> [What you need to do]: List, from the lines below, each one with "this" in it.

%%

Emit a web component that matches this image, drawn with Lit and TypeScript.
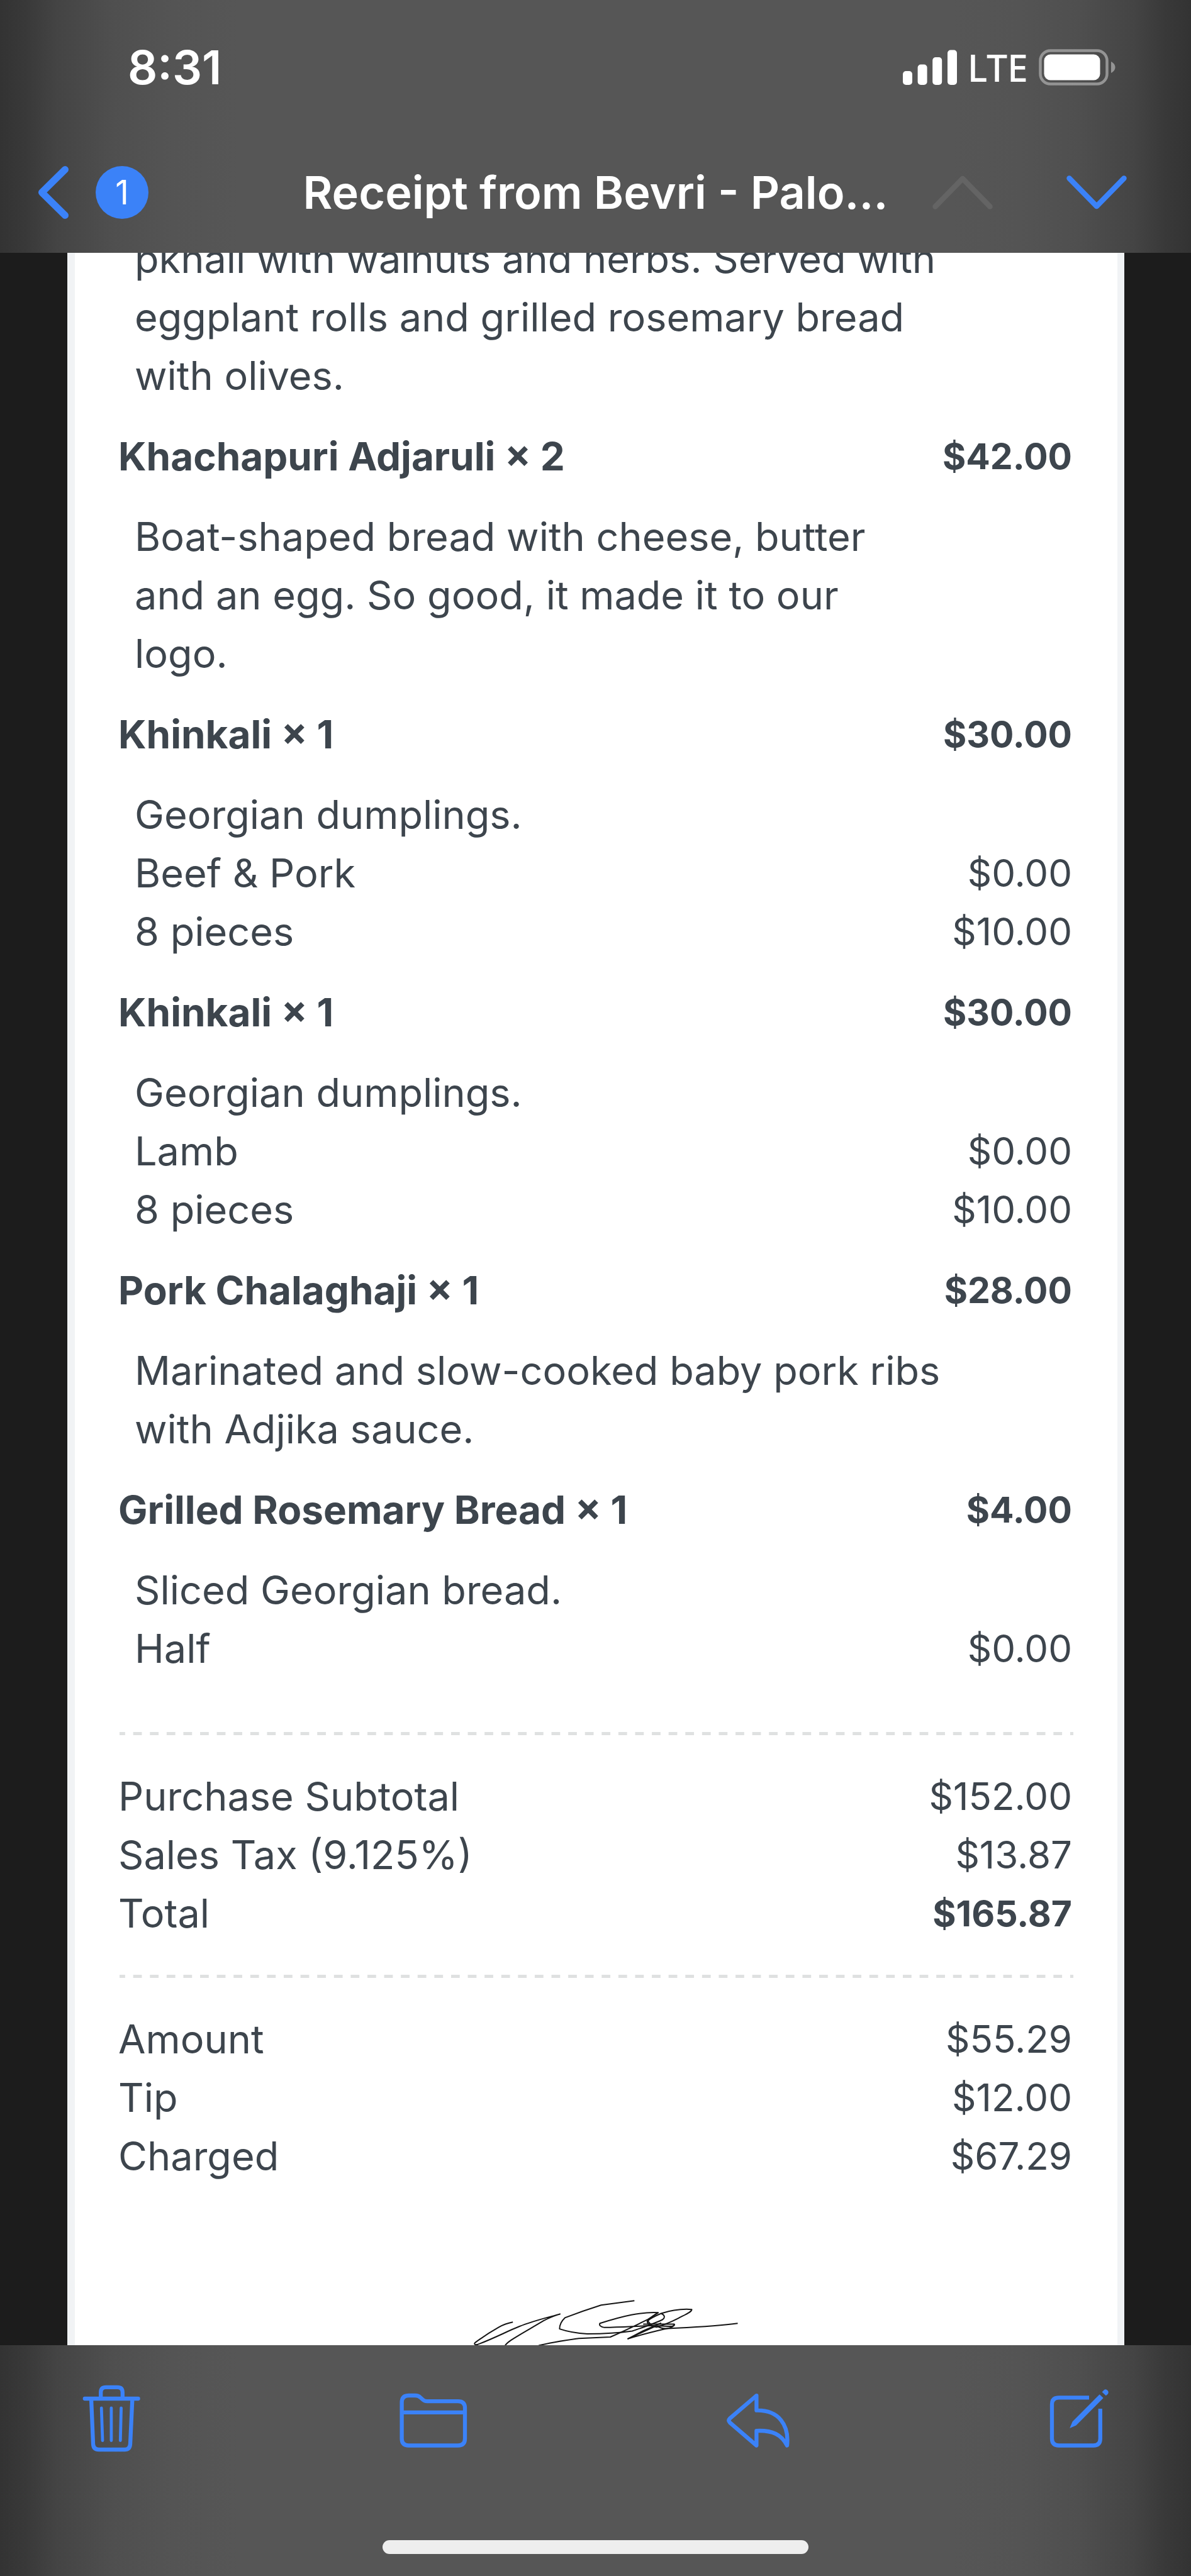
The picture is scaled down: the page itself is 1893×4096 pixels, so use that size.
import { LitElement, html, css, svg, nothing } from "lit";
import { customElement } from "lit/decorators.js";

interface Line {
  text: string;
  price?: string;
}

interface Item {
  name?: string;
  price?: string;
  lines: Line[];
}

const ITEMS: Item[] = [
  {
    lines: [
      {
        text: "pkhali with walnuts and herbs. Served with\neggplant rolls and grilled rosemary bread\nwith olives.",
      },
    ],
  },
  {
    name: "Khachapuri Adjaruli × 2",
    price: "$42.00",
    lines: [
      {
        text: "Boat-shaped bread with cheese, butter\nand an egg. So good, it made it to our\nlogo.",
      },
    ],
  },
  {
    name: "Khinkali × 1",
    price: "$30.00",
    lines: [
      { text: "Georgian dumplings." },
      { text: "Beef & Pork", price: "$0.00" },
      { text: "8 pieces", price: "$10.00" },
    ],
  },
  {
    name: "Khinkali × 1",
    price: "$30.00",
    lines: [
      { text: "Georgian dumplings." },
      { text: "Lamb", price: "$0.00" },
      { text: "8 pieces", price: "$10.00" },
    ],
  },
  {
    name: "Pork Chalaghaji × 1",
    price: "$28.00",
    lines: [
      { text: "Marinated and slow-cooked baby pork ribs\nwith Adjika sauce." },
    ],
  },
  {
    name: "Grilled Rosemary Bread × 1",
    price: "$4.00",
    lines: [
      { text: "Sliced Georgian bread." },
      { text: "Half", price: "$0.00" },
    ],
  },
];

const TOTALS = [
  { label: "Purchase Subtotal", value: "$152.00" },
  { label: "Sales Tax (9.125%)", value: "$13.87" },
  { label: "Total", value: "$165.87", strong: true },
];

const PAYMENT = [
  { label: "Amount", value: "$55.29" },
  { label: "Tip", value: "$12.00" },
  { label: "Charged", value: "$67.29" },
];

@customElement("status-bar")
export class StatusBar extends LitElement {
  static styles = css`
    :host {
      display: flex;
      align-items: center;
      justify-content: space-between;
      height: 214px;
      padding: 0 120px 0 203px;
      box-sizing: border-box;
      color: #fff;
    }
    .time {
      font-size: 74px;
      font-weight: 600;
      line-height: 1;
    }
    .indicators {
      display: flex;
      align-items: center;
      gap: 17px;
    }
    .network {
      font-family: "Noto Sans", "Open Sans", sans-serif;
      font-size: 59px;
      font-weight: 500;
      line-height: 1;
    }
    svg {
      display: block;
    }
  `;

  render() {
    return html`
      <span class="time">8:31</span>
      <div class="indicators">
        <svg width="86" height="58" viewBox="0 0 86 58" fill="#fff" aria-hidden="true">
          <rect x="0" y="35" width="15" height="22" rx="5" />
          <rect x="23.6" y="24.5" width="15" height="32.5" rx="5" />
          <rect x="47.2" y="13" width="15" height="44" rx="5" />
          <rect x="71" y="1.5" width="15" height="55.5" rx="5" />
        </svg>
        <span class="network">LTE</span>
        <svg width="122" height="58" viewBox="0 0 122 58" aria-hidden="true">
          <rect x="2.5" y="2.5" width="106" height="53" rx="16" fill="none" stroke="#949494" stroke-width="4.5" />
          <rect x="8.5" y="8.5" width="89" height="41" rx="10" fill="#fff" />
          <path d="M115 20C119 22 121.500 25 121.500 29S119 36 115 38Z" fill="#949494" />
        </svg>
      </div>
    `;
  }
}

@customElement("nav-bar")
export class NavBar extends LitElement {
  static styles = css`
    :host {
      display: grid;
      grid-template-columns: 1fr auto 1fr;
      align-items: center;
      height: 184px;
      padding: 0 60px;
      box-sizing: border-box;
      color: #fff;
    }
    button {
      display: block;
      padding: 0;
      border: 0;
      background: none;
      font: inherit;
    }
    svg {
      display: block;
    }
    .back {
      display: flex;
      align-items: center;
      justify-self: start;
      gap: 43px;
      color: #fff;
    }
    .badge {
      display: grid;
      place-items: center;
      width: 84px;
      height: 84px;
      border-radius: 50%;
      background: #3b82f8;
      font-size: 53px;
      line-height: 1;
    }
    .title {
      margin: 0;
      font-size: 72px;
      font-weight: 600;
      line-height: 1;
      white-space: nowrap;
    }
    .steps {
      display: flex;
      justify-self: end;
      gap: 117px;
      margin-right: 42px;
    }
  `;

  render() {
    return html`
      <button class="back" aria-label="Back, 1 unread">
        <svg width="49" height="84" viewBox="0 0 49 84" fill="none" stroke="#3b82f8" stroke-width="11" stroke-linecap="round" stroke-linejoin="round" aria-hidden="true">
          <path d="M43.500 5.500L6.500 42L43.500 78.500" />
        </svg>
        <span class="badge">1</span>
      </button>
      <h1 class="title">Receipt from Bevri - Palo...</h1>
      <div class="steps">
        <button aria-label="Previous message" disabled>
          <svg width="96" height="54" viewBox="0 0 96 54" fill="none" stroke="#646464" stroke-width="8.500" stroke-linecap="round" stroke-linejoin="round" aria-hidden="true">
            <path d="M4.500 49.500L48 5L91.500 49.500" />
          </svg>
        </button>
        <button aria-label="Next message">
          <svg width="96" height="54" viewBox="0 0 96 54" fill="none" stroke="#3b82f8" stroke-width="8.500" stroke-linecap="round" stroke-linejoin="round" aria-hidden="true">
            <path d="M4.500 4.500L48 49L91.500 4.500" />
          </svg>
        </button>
      </div>
    `;
  }
}

@customElement("receipt-paper")
export class ReceiptPaper extends LitElement {
  static styles = css`
    :host {
      display: block;
      background: #fff;
      border: solid #f1f3f5;
      border-width: 0 11px 0 12px;
      padding: 0 70px 0 69px;
      color: #3d454d;
      font-size: 63px;
      line-height: 93px;
    }
    table {
      width: 100%;
      border-collapse: collapse;
    }
    th,
    td {
      padding: 0;
      font-weight: 400;
      text-align: left;
      vertical-align: top;
    }
    .amount {
      padding-right: 2px;
      font-size: 60px;
      text-align: right;
      white-space: nowrap;
    }
    .name th,
    .name td {
      padding-top: 35px;
      padding-bottom: 35px;
      font-weight: 700;
    }
    .name th {
      font-size: 62px;
    }
    .name .amount,
    .strong {
      font-size: 57px;
      font-weight: 700;
    }
    .line th {
      padding-left: 26px;
      white-space: pre-line;
    }
    .rule {
      height: 5px;
      margin: 51px 0 51px 2px;
      border: 0;
      background: linear-gradient(
          90deg,
          #dfe1e1 0 32%,
          transparent 32% 82%,
          #dfe1e1 82%
        )
        0 0 / calc(100% / 57) 100%;
    }
    .items + .rule {
      margin-top: 86px;
    }
    .signature {
      display: block;
      width: 644px;
      height: 151px;
      margin: 141px auto 0;
    }
  `;

  private rows(list: { label: string; value: string; strong?: boolean }[]) {
    return html`
      <table>
        <tbody>
          ${list.map(
            (r) => html`<tr>
              <th scope="row">${r.label}</th>
              <td class="amount ${r.strong ? "strong" : ""}">${r.value}</td>
            </tr>`
          )}
        </tbody>
      </table>
    `;
  }

  private item(item: Item) {
    return html`<tbody>
      ${item.name
        ? html`<tr class="name">
            <th scope="row">${item.name}</th>
            <td class="amount">${item.price}</td>
          </tr>`
        : nothing}
      ${item.lines.map(
        (l) => html`<tr class="line">
          <th scope="row">${l.text}</th>
          <td class="amount">${l.price ?? nothing}</td>
        </tr>`
      )}
    </tbody>`;
  }

  render() {
    const strokes = [
      "M394 242C370 248 350 258 335 268C300 292 262 324 238 346C232 354 240 358 250 354C320 322 370 288 420 264C480 234 540 218 588 201C560 212 540 222 520 235C470 272 420 305 385 334C372 345 365 352 360 364",
      "M894 134L757 156C700 178 650 200 608 220C594 236 586 254 586 276C620 290 655 298 700 301C770 301 840 295 885 287C930 268 975 250 1010 229C1022 218 1018 206 1004 198C985 208 960 222 947 236C945 250 962 264 985 267C1010 258 1040 244 1075 222C1110 200 1130 190 1130 178C1085 174 1040 184 1004 198",
      "M500 360C560 342 620 332 665 324L795 317C845 290 900 258 950 228L992 194C920 190 850 210 752 248C748 258 755 266 770 269C840 268 900 262 960 260C1000 258 1020 266 1050 262C1058 260 1060 256 1058 252H930",
      "M1058 254C1056 262 1048 270 1028 274C1010 276 995 268 988 262",
      "M992 194C975 206 960 220 950 236C955 250 970 262 975 266L867 326C930 302 980 288 1028 274C1130 268 1230 264 1319 248",
      "M867 326L930 286L1004 246",
    ];
    return html`
      <table class="items">
        ${ITEMS.map((i) => this.item(i))}
      </table>
      <hr class="rule" />
      ${this.rows(TOTALS)}
      <hr class="rule" />
      ${this.rows(PAYMENT)}
      <svg class="signature" viewBox="-38 0 644 151" role="img" aria-label="Signature">
        <g transform="scale(.3863 .3155)" fill="none" stroke="#151515" stroke-width="2" stroke-linejoin="round">
          ${strokes.map((d) => svg`<path vector-effect="non-scaling-stroke" d=${d} />`)}
        </g>
      </svg>
    `;
  }
}

@customElement("mail-toolbar")
export class MailToolbar extends LitElement {
  static styles = css`
    :host {
      display: flex;
      flex-direction: column;
      justify-content: space-between;
      align-items: center;
      height: 367px;
      padding: 63px 131px 35px;
      box-sizing: border-box;
    }
    .actions {
      display: flex;
      align-items: center;
      justify-content: space-between;
      align-self: stretch;
    }
    button {
      display: block;
      padding: 0;
      border: 0;
      background: none;
    }
    svg {
      display: block;
      fill: none;
      stroke: #3b82f8;
      stroke-width: 6.3;
      stroke-linecap: round;
      stroke-linejoin: round;
    }
    .fine {
      stroke-width: 4.8;
    }
    .butt {
      stroke-linecap: butt;
    }
    .solid {
      fill: #3b82f8;
      stroke: none;
    }
    .home {
      width: 677px;
      height: 22px;
      border-radius: 11px;
      background: #eee;
    }
  `;

  render() {
    return html`
      <div class="actions">
        <button aria-label="Delete">
          <svg width="92" height="107" viewBox="131 100 92 107">
            <path d="M134.800 122H219.600M160.200 121V112Q160.200 103.800 168.400 103.800H186.600Q194.800 103.800 194.800 112V121M145 122L148 194Q148.500 203 157 203H198Q206.500 203 207 194L210.400 122" />
            <path class="fine" d="M161.200 137L163 188.500M176.900 137V188.500M192.600 137L191.300 188.500" />
          </svg>
        </button>
        <button aria-label="Move to folder">
          <svg width="108" height="107" viewBox="631 100 108 107">
            <path d="M634.600 143.900V128Q634.600 117 645.500 117H656Q661 117 664 120L668.500 124Q671 126.200 675 126.200H724Q735 126.200 735 137V185.500Q735 196.500 724 196.500H645.500Q634.600 196.500 634.600 185.500ZM634.600 143.900H735" />
          </svg>
        </button>
        <button aria-label="Reply">
          <svg width="101" height="107" viewBox="1149 100 101 107">
            <path d="M1196.400 117.200L1154 153.500Q1150.800 156.800 1154 160L1196.400 196.500V173.100C1222 172 1236 179 1245 196.500C1248.500 164 1232 140 1196.400 140.700Z" />
          </svg>
        </button>
        <button aria-label="Compose">
          <svg width="94" height="107" viewBox="1667 100 94 107">
            <path class="butt" d="M1730 120.300H1682Q1671 120.300 1671 131V185.500Q1671 196.500 1682 196.500H1737Q1747.800 196.500 1747.800 185.500V138" />
            <path class="solid" d="M1699.200 169L1703.600 158.500L1746.700 115.200L1752.700 121L1709.500 164.500ZM1750.600 111.500L1753.500 108.500Q1756.500 106 1759.500 109Q1762 112 1759.500 115L1756.800 117.300Z" />
          </svg>
        </button>
      </div>
      <div class="home"></div>
    `;
  }
}

@customElement("app-root")
export class AppRoot extends LitElement {
  static styles = css`
    :host {
      display: flex;
      flex-direction: column;
      height: 100vh;
      background: #1c1c1c;
      font-family: Inter, "Liberation Sans", sans-serif;
    }
    .bar {
      flex: none;
      background: linear-gradient(
        90deg,
        #333 0,
        #393939 42px,
        #444 90px,
        #4f4f4f 180px,
        #545454 272px,
        #565656 380px,
        #565656 calc(100% - 380px),
        #545454 calc(100% - 272px),
        #4f4f4f calc(100% - 180px),
        #444 calc(100% - 90px),
        #393939 calc(100% - 42px),
        #333 100%
      );
    }
    .top {
      padding-bottom: 4px;
    }
    .message {
      flex: 1;
      min-height: 0;
      overflow: hidden;
      padding: 0 106px 0 107px;
    }
    .scrolled {
      margin-top: -37px;
    }
  `;

  render() {
    return html`
      <header class="bar top">
        <status-bar></status-bar>
        <nav-bar></nav-bar>
      </header>
      <main class="message">
        <receipt-paper class="scrolled"></receipt-paper>
      </main>
      <footer class="bar">
        <mail-toolbar></mail-toolbar>
      </footer>
    `;
  }
}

%%

> [Reply]:
Emit a web component that matches this image, drawn with Lit and TypeScript.
        ${ITEMS.map((i) => this.item(i))}
      ${this.rows(TOTALS)}
      ${this.rows(PAYMENT)}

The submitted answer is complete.